Feridos gravemente: Anatólio Leite Rodrigues, João Francisco dos Santos, José Ramiro da Silva Lobo, Manoel Sabino, José Cândido do Rego Barros; anspeçada (graduação de praça entre marinheiro/soldado e cabo) José Gomes de Araújo.

Feridos levemente: anspeçadas Tibúrcio Valeriano de Carvalho e Ursulino José de Santa Anna. Soldados José Severiano da Silva, Manoel Antônio dos Santos, Firmino Baptista da Silva e Epaminondas José Palmeira.

Além dos paisanos feridos com os nomes acima, ficaram nas mesmas condições: Manoel Boanova, João Rabeca, Venâncio de tal, Manoel João, Antônio Bezerra e Lucindo de tal“.

Politização do episódio

Tenente Coronel Gabino Besouro

Um fato desta dimensão não poderia escapar da sua politização, considerando principalmente que o presidente da Província, Gabino Besouro, estava vivendo sob verdadeiro cerco da oposição e não controlava mais as forças de segurança.

Mais de um ano depois dos trágicos acontecimentos, o Gutenberg, edição de 30 de maio de 1895, respondia a um leitor que atacava o presidente Besouro, deposto à bala, e elogiava o Barão de Traipú, que o sucedeu. O jornal alagoano comentou o episódio como um fato, “todo filho da casualidade”.

E justificou: “Todos sabem que nessas ocasiões, havendo grande aglomeração de povo, e havendo também prevenção contra a força pública, muito naturalmente há de ocorrer alguma coisa que perturbe o sossego público. Pergunto: poder-se-ia culpar o governo por um fato nascido da irreflexão de alguns exaltados? A resposta só pode ser a negativa…”.

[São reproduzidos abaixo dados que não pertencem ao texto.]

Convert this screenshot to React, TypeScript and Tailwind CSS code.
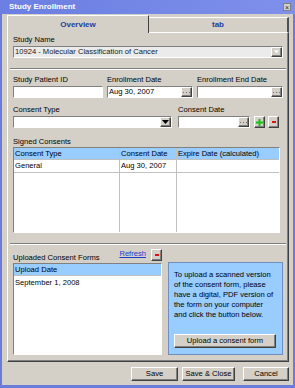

O Gutenberg voltou a abordar o assunto em 23 de setembro de 1896 e revelou que o comandante da Polícia Militar à época do conflito era o capitão Ramalho, que foi chamado ao Rio de Janeiro, onde permaneceu recebendo seus vencimentos.

A pesquisa continua e em breve poderemos ter mais informações sobre esse episódio sangrento da nossa história.